KUALA LUMPUR: Malaysia moved up a spot on the global competitiveness for talent ranking, while remaining the leader in upper-middle-income countries based on the latest Global Talent Competitiveness Index (GTCI).
According to the index which measures the ability of 119 countries to compete for talent, Malaysia ranked 27th globally — up from 28th in GTCI 2017 — and led in the upper-middle income countries bracket.
This was attributable to the country performing particularly well in the enable and vocational, and technical skills categories, the index stated.
“The attraction of talent is explained in part by the country’s excellent performance in variables related to management practices and growth opportunities,” it said in a statement yesterday.
“Outstandingly, in terms of collaboration across organisations, Malaysia is ranked No 1 in the world.”
Malaysia was fifth among the Asia-Pacific countries behind leaders Singapore, which ranked second globally.
Australia, New Zealand and Japan also outranked Malaysia on the index.

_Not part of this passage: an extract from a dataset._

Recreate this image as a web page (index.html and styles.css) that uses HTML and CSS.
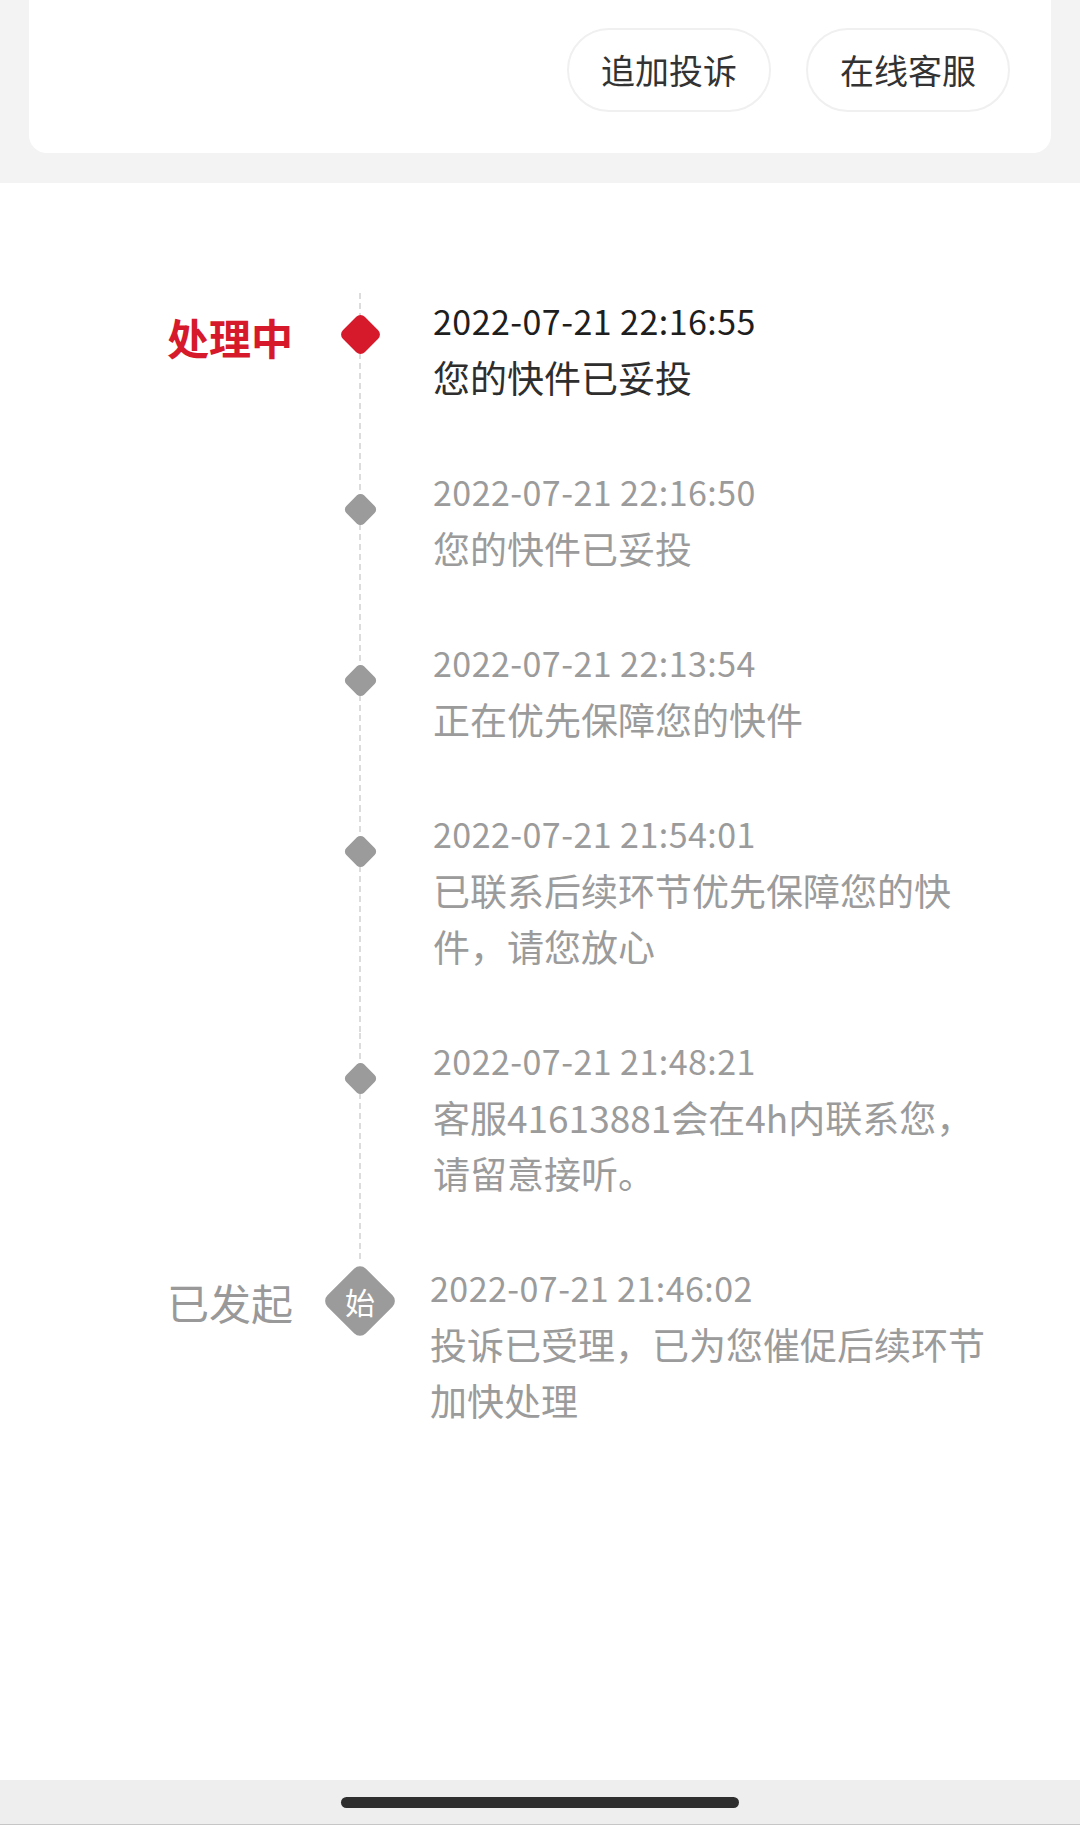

The GTCI 2018 was undertaken by business graduate school INSEAD, human resources (HR) company Adecco Group and telecommunications provider Tata Communications Ltd, and emphasised both cognitive and identity diversity.
It said top-ranking countries shared several characteristics including educational systems that were focused on employability, flexible regulatory and business landscapes, employment policies combining flexibility and social protection and external and internal openness.
INSEAD ED of global indices and co-editor of GTCI Bruno Lanvin said diversity needs to be managed and taught to contribute to a country’s competitiveness while recognising additional facets of diversity, especially gender, culture and ethnic background.
“Committing to a culture of inclusion is also a must to make diversity work,” Lanvin said in the same statement.
“A concerted call for greater inclusiveness and collaboration from around the world will undoubtedly open up opportunities for demographic groups, which have often been sidelined in the past on the talent scene.”
Comment ing on Singapore, INSEAD Shell chair professor of HR and organisational development (emeritus) Paul Evans said the country’s performance underlines its political commitment to diversity.
“There is ample evidence that diversity benefits national economies,” said Evans, who is also the academic director and co-editor of GTCI 2018.
“Efforts to stimulate and support diversity are best seen in societies that were multicultural (and often multiethnic) from the start, as was the case for Singapore.”
The report highlighted that Singapore still has room for improvement in access to growth opportunities, innovation output and social protection for labour.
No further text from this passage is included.